Everyone’s favorite Phillie, Jonathan Papelbon, is apparently on the trade block ahead of next week’s Winter Meetings.
For countless possible reasons, including his outrageous $13 million AAV salary, his diminishing fastball velocity, his incredible lack of popularity with fans, and his apparent “clubhouse cancer” reputation, GM Ruben Amaro might be realizing that it’s better to move on from their 5-time all-star closer.
Credit to Ken Rosenthal with the initial report:
Sources: #Phillies trying to trade Papelbon.
— Ken Rosenthal (@Ken_Rosenthal) December 6, 2013
Hey there, you, *insert bullpen-help seeking team* fan, don’t let all that stuff I just said discourage you.
Wait! Come back?! Where are you going??
He’s still got a 2.67 ERA during his time in Philly, and averaged 2.0 BB/9 and 10.2 SO/9 – so you can’t quite say he’s been bad. His salary, though, is outrageous for a closer, and as Jon Heyman is reporting:
not surprised phillies trying to trade papelbon, as @Ken_Rosenthal said. know folks there who want him out of clubhouse.
— Jon Heyman (@JonHeymanCBS) December 6, 2013
Yikes.
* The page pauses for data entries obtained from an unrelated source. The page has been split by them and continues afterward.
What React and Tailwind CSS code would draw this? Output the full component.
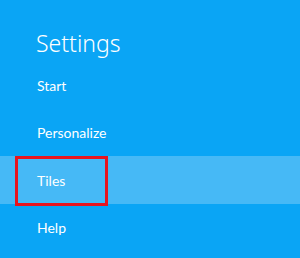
const items = ['Start', 'Personalize', 'Tiles', 'Help']

export default function App() {
  return (
    <div className="w-[300px] h-[258px] overflow-hidden bg-[#0aa5f5] text-white font-['Segoe_UI','Noto_Sans','Open_Sans',sans-serif]">
      {/* Header */}
      <div className="h-[62px] pl-[36px] pt-[28px]">
        <h1 className="text-[23px] leading-[30px] font-light">Settings</h1>
      </div>

      {/* Menu */}
      <ul className="font-['Lato','Noto_Sans',sans-serif]">
        {items.map((item) => {
          const active = item === 'Tiles'
          return (
            <li
              key={item}
              className={
                active
                  ? 'relative h-[48px] flex items-center pl-[37px] text-[14px] bg-[#46b9f6]'
                  : 'h-[47px] flex items-center pl-[37px] text-[14px]'
              }
            >
              {item}
              {active && (
                <span className="absolute left-[15px] top-0 w-[93px] h-[50px] border-[3px] border-[#e8141e]" />
              )}
            </li>
          )
        })}
      </ul>
    </div>
  )
}
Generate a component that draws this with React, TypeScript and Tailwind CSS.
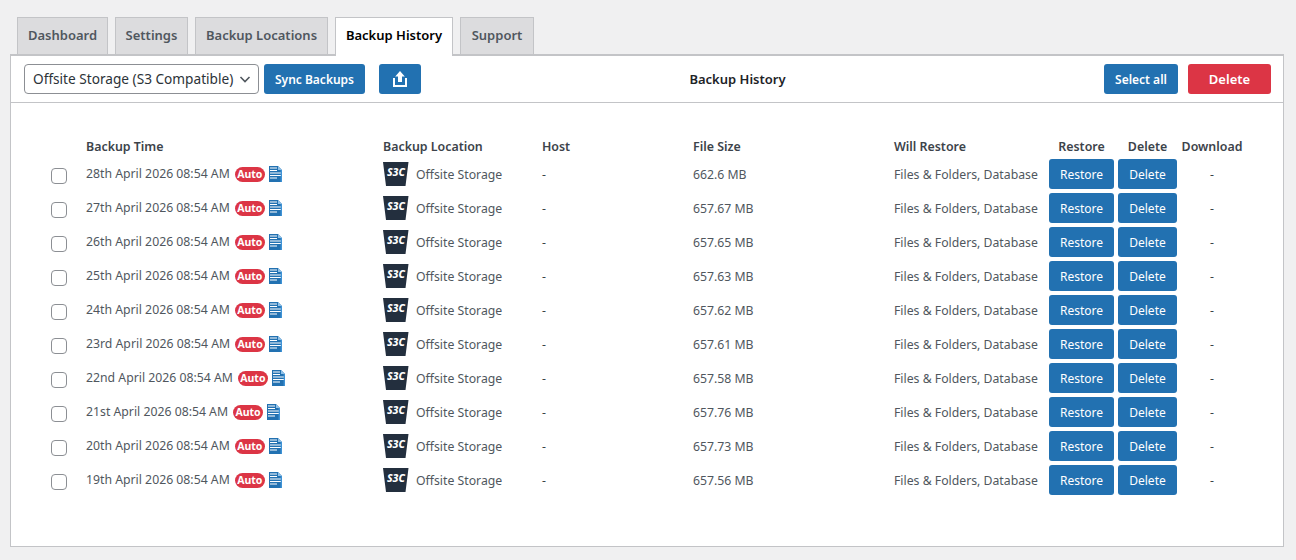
const font = '[font-family:"Noto_Sans","Open_Sans",sans-serif]';

const tabs = [
  { t: "Dashboard", w: "w-[91px]" },
  { t: "Settings", w: "w-[73px]" },
  { t: "Backup Locations", w: "w-[133px]" },
  { t: "Backup History", w: "w-[118px]" },
  { t: "Support", w: "w-[74px]" },
];
const rows = [
  ["28th April 2026 08:54 AM", "662.6 MB"],
  ["27th April 2026 08:54 AM", "657.67 MB"],
  ["26th April 2026 08:54 AM", "657.65 MB"],
  ["25th April 2026 08:54 AM", "657.63 MB"],
  ["24th April 2026 08:54 AM", "657.62 MB"],
  ["23rd April 2026 08:54 AM", "657.61 MB"],
  ["22nd April 2026 08:54 AM", "657.58 MB"],
  ["21st April 2026 08:54 AM", "657.76 MB"],
  ["20th April 2026 08:54 AM", "657.73 MB"],
  ["19th April 2026 08:54 AM", "657.56 MB"],
];

const cols = "grid grid-cols-[35px_297px_159px_151px_201px_155px_65px_4px_59px_70px]";

function DocIcon() {
  return (
    <svg width="13" height="16" viewBox="0 0 13 16" className="ml-[4px] shrink-0">
      <path d="M0 0H9L13 4V16H0Z" fill="#2271b1" />
      <path d="M9 0L13 4H9Z" fill="#8fc1e8" />
      <path d="M1 2H8M1 4.5H8M1 7H12M1 9.5H12M1 12H8" stroke="#fff" strokeWidth="1.1" />
      <path d="M12.2 4V16" stroke="#4ea3e6" strokeWidth="1" />
    </svg>
  );
}

function S3Icon() {
  return (
    <span className="relative flex h-[24px] w-[26px] shrink-0 items-center justify-center">
      <svg width="26" height="24" viewBox="0 0 26 24" className="absolute left-0 top-0">
        <path d="M0 0H25.5L22.5 24H3Z" fill="#232f3e" />
      </svg>
      <span className="relative -mt-[3px] text-[10.5px] font-extrabold italic leading-none text-white">S3C</span>
    </span>
  );
}

function UploadIcon() {
  return (
    <svg width="14" height="16" viewBox="0 0 14 16">
      <path d="M7 0L11.8 5.5H9V11H5V5.5H2.2Z" fill="#fff" />
      <path d="M1 7V15H13V7" fill="none" stroke="#fff" strokeWidth="2" />
    </svg>
  );
}

function Btn({ children, className = "" }: { children: React.ReactNode; className?: string }) {
  return (
    <button className={`flex h-[30px] items-center justify-center rounded-[3px] bg-[#2271b1] pt-[2px] text-[12px] text-white ${className}`}>
      {children}
    </button>
  );
}

export default function App() {
  return (
    <div className={`h-[560px] w-[1296px] overflow-hidden bg-[#f0f0f1] pt-[17px] ${font} text-[#3c434a]`}>
      <div className="flex gap-[7px] pl-[17px]">
        {tabs.map(({ t, w }) => {
          const active = t === "Backup History";
          return (
            <div
              key={t}
              className={`z-10 flex items-center justify-center border border-b-0 border-[#c3c4c7] text-[13px] font-semibold ${w} ${
                active ? "-mb-[2px] h-[39px] bg-white pb-[2px] text-black" : "h-[37px] bg-[#dcdcde] text-[#50575e]"
              }`}
            >
              {t}
            </div>
          );
        })}
      </div>
      <div className="ml-[10px] h-[493px] w-[1274px] border-x border-t-2 border-b border-[#c3c4c7] bg-white">
        <div className="flex h-[47px] items-center border-b border-[#c3c4c7] pl-[13px] pr-[12px]">
          <div className="flex h-[30px] w-[235px] items-center justify-between rounded-[4px] border border-[#8c8f94] bg-white pl-[8px] pr-[7px] text-[13.65px] text-[#2c3338]">
            <span className="pt-[1px]">Offsite Storage (S3 Compatible)</span>
            <svg width="12" height="12" viewBox="0 0 12 12">
              <path d="M1.5 4L6 8.5L10.5 4" fill="none" stroke="#50575e" strokeWidth="1.6" />
            </svg>
          </div>
          <Btn className="ml-[5px] w-[101px] font-semibold">Sync Backups</Btn>
          <Btn className="ml-[14px] w-[42px] !pt-0"><UploadIcon /></Btn>
          <div className="flex-1 pr-[50px] pt-[2px] text-center text-[13px] font-semibold text-[#1d2327]">Backup History</div>
          <Btn className="w-[74px] font-semibold">Select all</Btn>
          <Btn className="ml-[10px] w-[83px] !bg-[#dc3545] !text-[13px] font-semibold">Delete</Btn>
        </div>
        <div className="pl-[40px] pt-[32px]">
          <div className={`${cols} h-[22px] items-center pt-[2px] text-[12.4px] font-semibold`}>
            <div />
            <div>Backup Time</div>
            <div>Backup Location</div>
            <div>Host</div>
            <div>File Size</div>
            <div>Will Restore</div>
            <div className="text-center">Restore</div>
            <div />
            <div className="text-center">Delete</div>
            <div className="text-center">Download</div>
          </div>
          {rows.map(([time, size]) => (
            <div key={time} className={`${cols} h-[34px] items-center text-[12.25px]`}>
              <div className="pt-[3px]">
                <div className="h-[16px] w-[16px] rounded-[4px] border border-[#8c8f94] bg-white" />
              </div>
              <div className="flex items-center">
                <span className="text-[#50575e]">{time}</span>
                <span className="ml-[5px] mt-[1px] flex h-[15px] w-[30px] items-center justify-center rounded-full bg-[#dc3545] pt-[1px] text-[10.5px] font-bold text-white">Auto</span>
                <DocIcon />
              </div>
              <div className="flex items-center">
                <S3Icon />
                <span className="ml-[7px] pt-[2px] text-[#50575e]">Offsite Storage</span>
              </div>
              <div className="pt-[2px]">-</div>
              <div className="pt-[2px] text-[#50575e]">{size}</div>
              <div className="pt-[2px] text-[#50575e]">Files &amp; Folders, Database</div>
              <Btn>Restore</Btn>
              <div />
              <Btn>Delete</Btn>
              <div className="pt-[2px] text-center">-</div>
            </div>
          ))}
        </div>
      </div>
    </div>
  );
}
Coming on the heels of Cole Hamels’ comments earlier in the week, this makes a little sense.
Now, you can’t just say you want to trade Papelbon, not eat the contract, and get a prospect back and have it immediately happen for you – it’s going to be difficult to get a decent trade done.
Given recent signings of Joe Nathan in Texas for $10 million AAV, Oakland’s trade for Jim Johnson (who’s arbitration total looks to exceed $10 million), etc. it looks like if management were willing to eat $3 million/season to accommodate a trade, that would be roughly the market rate.
There are also (still) unfortunately a lot of closers on the open market, limiting the demand for a trade.
Regardless of the trade itself, Amaro’s not only willingness to trade Papelbon, but apparent active shopping of him, should be incredibly encouraging to Phillies fans. Ruben’s been conservative and careful this offseason (holding the previous year’s pattern).
He’s taking some small gambles on youth (Brad Lincoln), and avoiding high priced overpays that require draft picks (Marlon Byrd instead of Nelson Cruz). This is good – and apparently now he’s trying to shed at least one large, awful contract.
No, we’re not winning 100 games this year (as Cole Hamels said), but given some prudent moves, and protecting our prospects, the Phillies are set up much better for the future. Trading Papelbon for nearly ANYTHING would be a great step in that direction.